[Start]
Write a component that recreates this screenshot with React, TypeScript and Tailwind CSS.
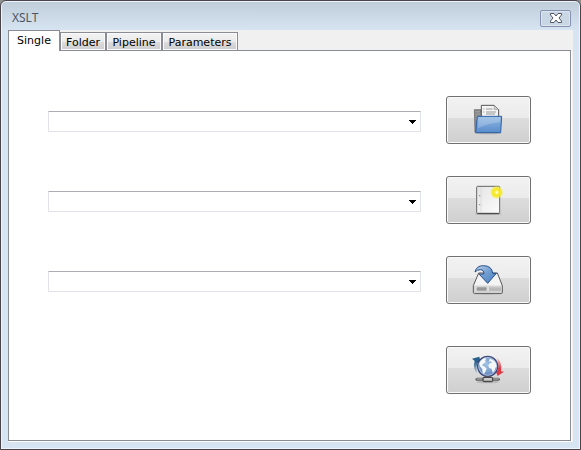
import { useState, type ReactNode } from "react";

const tabs = [
  { name: "Single", width: "w-[52px]" },
  { name: "Folder", width: "w-[46px]" },
  { name: "Pipeline", width: "w-[56px]" },
  { name: "Parameters", width: "w-[76px]" },
];

function OpenIcon() {
  return (
    <svg viewBox="0 0 96 96" className="h-8 w-8" aria-hidden="true">
      <defs>
        <linearGradient id="folder" x1="0" y1="0" x2="0" y2="1">
          <stop offset="0" stopColor="#90b8e4" />
          <stop offset="1" stopColor="#5a8ccb" />
        </linearGradient>
      </defs>
      <ellipse cx="48" cy="87" rx="40" ry="4" fill="#999" opacity=".6" />
      <path d="M7 17h20v8h52v60H9z" fill="#8a8a8a" stroke="#5c5c5c" strokeWidth="2" />
      <path d="M10 23h14M10 30h14M10 37h14M10 44h8" stroke="#aaa" strokeWidth="2" />
      <path d="M28 4h38l14 13v28H28z" fill="#f4f4f4" stroke="#555" strokeWidth="3" />
      <path d="M66 4v13h14z" fill="#ccc" stroke="#777" strokeWidth="1" />
      <path d="M34 15h3M42 15h20M34 24h3M42 24h30M42 30h27" stroke="#888" strokeWidth="2.5" />
      <path d="M16 37h73l-3 49H11z" fill="url(#folder)" stroke="#2f62a7" strokeWidth="3" />
      <path d="M19 40h67l-2 15q-35 3-66 18z" fill="#fff" opacity=".2" />
    </svg>
  );
}

function NewIcon() {
  return (
    <svg viewBox="0 0 96 96" className="h-8 w-8" aria-hidden="true">
      <defs>
        <radialGradient id="glow">
          <stop offset="0" stopColor="#fffff0" />
          <stop offset=".25" stopColor="#fff56a" />
          <stop offset=".4" stopColor="#f8e51c" />
          <stop offset=".72" stopColor="#f5ec28" stopOpacity=".85" />
          <stop offset="1" stopColor="#f5ec28" stopOpacity="0" />
        </radialGradient>
        <linearGradient id="sheet" x1="1" y1="1" x2="0" y2="0">
          <stop offset="0" stopColor="#fcfcfc" />
          <stop offset="1" stopColor="#e4e4e4" />
        </linearGradient>
      </defs>
      <ellipse cx="49" cy="90" rx="40" ry="3" fill="#999" opacity=".6" />
      <rect x="14" y="7" width="69" height="82" rx="3" fill="url(#sheet)" stroke="#666" strokeWidth="3" />
      <path d="M16 88h65" stroke="#444" strokeWidth="3" />
      <path d="M27 10v76" stroke="#ccc" strokeWidth="1.5" />
      <circle cx="23" cy="35" r="2" fill="#888" />
      <circle cx="23" cy="62" r="2" fill="#888" />
      <circle cx="74" cy="25" r="20" fill="url(#glow)" />
    </svg>
  );
}

function SaveIcon() {
  return (
    <svg viewBox="0 0 96 96" className="h-8 w-8" aria-hidden="true">
      <defs>
        <linearGradient id="arrow" x1="0" y1="0" x2="1" y2="1">
          <stop offset="0" stopColor="#bfd4e8" />
          <stop offset=".5" stopColor="#6f9cd0" />
          <stop offset="1" stopColor="#4a7fbf" />
        </linearGradient>
      </defs>
      <ellipse cx="48" cy="89" rx="44" ry="4" fill="#aaa" opacity=".6" />
      <path d="M20 27h56l15 38v21q0 2-2 2H7q-3 0-3-3V65z" fill="#f4f4f4" stroke="#555" strokeWidth="3" />
      <path d="M7 66h82v18H7z" fill="#dedede" stroke="#a5a5a5" strokeWidth="1" />
      <rect x="14" y="70" width="30" height="10" rx="2" fill="#999" />
      <path d="M54 70v11M60 70v11M66 70v11M72 70v11M78 70v11M84 70v11" stroke="#888" strokeWidth="2.5" />
      <path
        d="M9 24Q13 5 34 5Q60 5 62 28H73L47 58L21 30H36Q36 17 25 17Q15 17 9 24z"
        fill="url(#arrow)"
        stroke="#244f8e"
        strokeWidth="3"
        strokeLinejoin="round"
      />
    </svg>
  );
}

function TransformIcon() {
  return (
    <svg viewBox="0 0 96 96" className="h-8 w-8" aria-hidden="true">
      <defs>
        <radialGradient id="ocean" cx=".45" cy=".4">
          <stop offset="0" stopColor="#a3c4e6" />
          <stop offset="1" stopColor="#6c90c2" />
        </radialGradient>
        <linearGradient id="red" x1="0" y1="0" x2="0" y2="1">
          <stop offset="0" stopColor="#e33" stopOpacity=".1" />
          <stop offset=".6" stopColor="#dc3a44" />
        </linearGradient>
        <linearGradient id="blue" x1="0" y1="0" x2="0" y2="1">
          <stop offset=".3" stopColor="#2a608e" />
          <stop offset="1" stopColor="#2d659c" stopOpacity=".1" />
        </linearGradient>
      </defs>
      <path d="M0 14L22 8L27 28L19 24Q10 38 16 60Q1 43 8 21z" fill="url(#blue)" />
      <path d="M72 10Q92 24 87 52L96 53L77 66L69 47L77 50Q83 30 72 10z" fill="url(#red)" />
      <circle cx="47" cy="37" r="30" fill="url(#ocean)" stroke="#3b4677" strokeWidth="4" />
      <circle cx="47" cy="37" r="27" fill="none" stroke="#dce6f2" strokeWidth="2" opacity=".8" />
      <path d="M22 29Q26 17 38 12L43 14L39 20L42 24L34 29L30 34L38 38L44 44L41 51L36 60L32 56L31 45L24 37z" fill="#f8f9fa" />
      <path d="M53 14Q64 15 71 26L74 37L70 42L67 51L62 56L59 45L51 41L49 34L53 28L60 26L56 22L51 24z" fill="#f4f6f8" />
      <ellipse cx="47" cy="84" rx="34" ry="4" fill="#999" opacity=".5" />
      <path d="M15 76h64" stroke="#555" strokeWidth="9" strokeLinecap="round" />
      <path d="M15 75h64" stroke="#c8c8c8" strokeWidth="3" strokeLinecap="round" />
      <path d="M40 67h15v5H40z" fill="#666" />
      <rect x="33" y="70" width="29" height="13" rx="3" fill="#aaa" stroke="#333" strokeWidth="3" />
      <path d="M37 75h21" stroke="#eee" strokeWidth="3" />
    </svg>
  );
}

function ActionButton({ label, children }: { label: string; children: ReactNode }) {
  return (
    <button
      type="button"
      aria-label={label}
      className="flex h-12 w-[85px] shrink-0 items-center justify-center rounded-[3px] border border-[#707070] bg-[linear-gradient(#f2f2f2,#ebebeb_46%,#dddddd_46%,#cfcfcf)] pr-px shadow-[inset_0_0_0_1px_#fafafa]"
    >
      {children}
    </button>
  );
}

function FileRow({ label, children }: { label: string; children: ReactNode }) {
  return (
    <div className="flex items-center gap-[25px]">
      <div className="relative mb-[-2px] h-[21px] flex-1">
        <select
          aria-label={label}
          className="block h-full w-full appearance-none rounded-[1px] border border-[#e2e3ea] border-t-[#abadb3] bg-white px-1 font-['DejaVu_Sans',sans-serif] text-[11px]"
        >
          <option value=""></option>
        </select>
        <svg viewBox="0 0 8 4" shapeRendering="crispEdges" className="pointer-events-none absolute top-[9px] right-[5px] h-1 w-2" aria-hidden="true">
          <path d="M0 0h8L4 4z" fill="#000" />
        </svg>
      </div>
      <ActionButton label={label}>{children}</ActionButton>
    </div>
  );
}

export default function App() {
  const [active, setActive] = useState("Single");

  return (
    <div className="h-screen bg-[#8f8f8f]">
      <div className="flex h-full flex-col rounded-t-[6px] border border-[#494449] bg-[#d7e4f2] bg-[linear-gradient(#bfcddb,#d7e4f2_30px)] px-[7px] pb-[7px] shadow-[inset_0_0_0_1px_#edf4fb]">
        <header className="flex h-[29px] shrink-0 items-center justify-between pt-[5px] pr-0.5 pl-1">
          <h1 className="font-['Noto_Sans',sans-serif] text-xs text-[#4f5661]">XSLT</h1>
          <button
            type="button"
            aria-label="Close"
            className="flex h-[17px] w-[31px] items-center justify-center rounded-[2px] border border-[#8591ae] bg-[#c9d7e5] shadow-[inset_0_0_0_1px_#dce6f0]"
          >
            <svg viewBox="0 0 12 10" className="h-[10px] w-3" aria-hidden="true">
              <path d="M.5 .5H4L6 3L8 .5h3.500V2L9 5l2.500 3v1.500H8L6 7L4 9.500H.5V8L3 5L.5 2z" fill="#fff" stroke="#535666" />
            </svg>
          </button>
        </header>

        <main className="flex flex-1 flex-col bg-[#f0f0f0] font-['DejaVu_Sans',sans-serif] text-[11px] text-black">
          <div role="tablist" className="relative z-10 -mb-px flex h-[21px] shrink-0 items-end">
            {tabs.map((tab) => (
              <button
                key={tab.name}
                type="button"
                role="tab"
                aria-selected={active === tab.name}
                onClick={() => setActive(tab.name)}
                className={`${tab.width} border border-[#898c95] ${
                  active === tab.name
                    ? "h-[21px] border-b-0 bg-white"
                    : "h-[19px] bg-[linear-gradient(#f3f3f3,#ebebeb_50%,#dddddd_50%,#cdcdcd)] pt-0.5 shadow-[inset_0_0_0_1px_#fafafa]"
                }`}
              >
                {tab.name}
              </button>
            ))}
          </div>
          <section
            role="tabpanel"
            aria-label={active}
            className="mr-0.5 mb-px flex flex-1 flex-col gap-8 border border-[#898c95] bg-white pt-[45px] pr-[39px] pl-[39px] shadow-[1px_1px_0_#fff]"
          >
            <FileRow label="Open source file">
              <OpenIcon />
            </FileRow>
            <FileRow label="New stylesheet">
              <NewIcon />
            </FileRow>
            <FileRow label="Save output file">
              <SaveIcon />
            </FileRow>
            <div className="flex justify-end pt-[10px]">
              <ActionButton label="Transform">
                <TransformIcon />
              </ActionButton>
            </div>
          </section>
        </main>
      </div>
    </div>
  );
}
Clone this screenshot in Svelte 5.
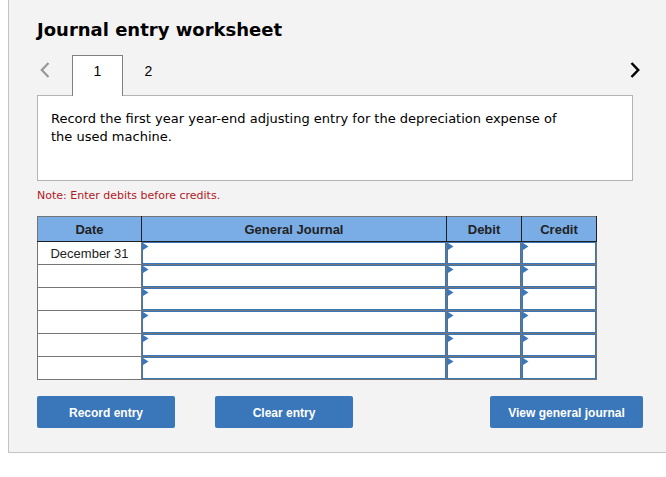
<script>
  const tabs = [
    { id: 1, text: "Record the first year year-end adjusting entry for the depreciation expense of the used machine." },
    { id: 2, text: "" },
  ];
  const fields = ["account", "debit", "credit"];

  let current = $state(1);
  let rows = $state(
    Array.from({ length: 6 }, (_, i) => ({
      date: i === 0 ? "December 31" : "",
      account: "",
      debit: "",
      credit: "",
    }))
  );

  let active = $derived(tabs.find((tab) => tab.id === current));

  function clearEntry() {
    for (const row of rows) {
      for (const field of fields) row[field] = "";
    }
  }
</script>

<main class="worksheet">
  <h1>Journal entry worksheet</h1>

  <nav class="tab-bar">
    <button class="arrow prev" aria-label="Previous entry" onclick={() => (current = 1)}>
      <svg width="10" height="16" viewBox="0 0 10 16">
        <path d="M8.5 1 1.8 8l6.7 7" fill="none" stroke="currentColor" stroke-width="2.2" />
      </svg>
    </button>
    {#each tabs as tab}
      <button class="tab" class:selected={tab.id === current} onclick={() => (current = tab.id)}>
        {tab.id}
      </button>
    {/each}
    <button class="arrow next" aria-label="Next entry" onclick={() => (current = 2)}>
      <svg width="10" height="16" viewBox="0 0 10 16">
        <path d="M1.5 1 8.2 8l-6.7 7" fill="none" stroke="currentColor" stroke-width="2.5" />
      </svg>
    </button>
  </nav>

  <section class="instructions">
    <p>{active.text}</p>
  </section>

  <p class="note">Note: Enter debits before credits.</p>

  <table>
    <colgroup>
      <col class="col-date" />
      <col />
      <col class="col-amount" />
      <col class="col-amount" />
    </colgroup>
    <thead>
      <tr>
        <th>Date</th>
        <th>General Journal</th>
        <th>Debit</th>
        <th>Credit</th>
      </tr>
    </thead>
    <tbody>
      {#each rows as row, i}
        <tr>
          <td class="date">{row.date}</td>
          {#each fields as field}
            <td class="entry">
              <input type="text" aria-label="{field} {i + 1}" bind:value={row[field]} />
              <svg class="marker" width="6" height="7" viewBox="0 0 6 7">
                <path d="M0 0 5.5 3.5 0 7z" fill="#3a76ba" />
              </svg>
            </td>
          {/each}
        </tr>
      {/each}
    </tbody>
  </table>

  <div class="actions">
    <button class="action">Record entry</button>
    <button class="action" onclick={clearEntry}>Clear entry</button>
    <button class="action view">View general journal</button>
  </div>
</main>

<style>
  :global(body) {
    margin: 0;
    background: #fff;
  }

  .worksheet {
    margin-left: 8px;
    padding: 18px 23px 24px 28px;
    background: #f3f3f3;
    border-left: 1px solid #c4c4c4;
    border-bottom: 1px solid #c4c4c4;
    font-family: Verdana, "DejaVu Sans", sans-serif;
    color: #000;
  }

  h1 {
    margin: 0;
    font-size: 18px;
    line-height: 24px;
    font-weight: bold;
  }

  button {
    margin: 0;
    padding: 0;
    border: 0;
    background: none;
    font-family: Arial, "Liberation Sans", sans-serif;
    cursor: pointer;
  }

  .tab-bar {
    display: flex;
    align-items: flex-start;
    margin-top: 13px;
  }

  .arrow {
    height: 30px;
  }

  .arrow svg {
    display: block;
  }

  .prev {
    width: 35px;
    padding-left: 3px;
    color: #999;
  }

  .next {
    margin-left: auto;
    padding-right: 3px;
    color: #000;
  }

  .tab {
    box-sizing: border-box;
    width: 51px;
    height: 41px;
    padding-bottom: 10px;
    border: 1px solid transparent;
    border-bottom: 0;
    font-size: 14px;
    color: #000;
  }

  .tab.selected {
    position: relative;
    border-color: #808080;
    background: #fff;
  }

  .instructions {
    box-sizing: border-box;
    min-height: 86px;
    margin: -1px 10px 0 0;
    padding: 14px 60px 14px 13px;
    border: 1px solid #b4b4b4;
    background: #fff;
  }

  .instructions p {
    margin: 0;
    font-size: 13px;
    line-height: 18px;
  }

  .note {
    margin: 7px 0 12px;
    font-size: 11px;
    line-height: 16px;
    color: #b2181e;
  }

  table {
    width: calc(100% - 46px);
    border-collapse: collapse;
    table-layout: fixed;
    background: #fff;
    font-family: Arial, "Liberation Sans", sans-serif;
    font-size: 13px;
    color: #222;
  }

  .col-date {
    width: 104px;
  }

  .col-amount {
    width: 75px;
  }

  th {
    height: 24px;
    padding: 0;
    border: 1px solid #1f1f1f;
    border-top-color: #757575;
    background: #7aace5;
    font-weight: bold;
  }

  th:first-child {
    border-left-color: #757575;
  }

  td {
    height: 22px;
    padding: 0;
    border: 1px solid #757575;
    text-align: center;
  }

  .entry {
    position: relative;
  }

  .entry input {
    display: block;
    box-sizing: border-box;
    width: 100%;
    height: 22px;
    padding: 0 8px;
    border: 1px solid #3a76ba;
    border-radius: 0;
    outline: 0;
    background: #fff;
    font: inherit;
  }

  .marker {
    position: absolute;
    top: 1px;
    left: 1px;
    pointer-events: none;
  }

  .actions {
    display: flex;
    gap: 40px;
    margin-top: 16px;
  }

  .action {
    width: 138px;
    height: 32px;
    padding-top: 2px;
    border-radius: 2px;
    background: #3a76ba;
    font-size: 12px;
    font-weight: bold;
    color: #fff;
  }

  .view {
    width: 153px;
    margin-left: auto;
  }
</style>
[End]
Looking at the entries above, how many lines contain the word "screenshot"? Answer with the number alone.

Task result>
2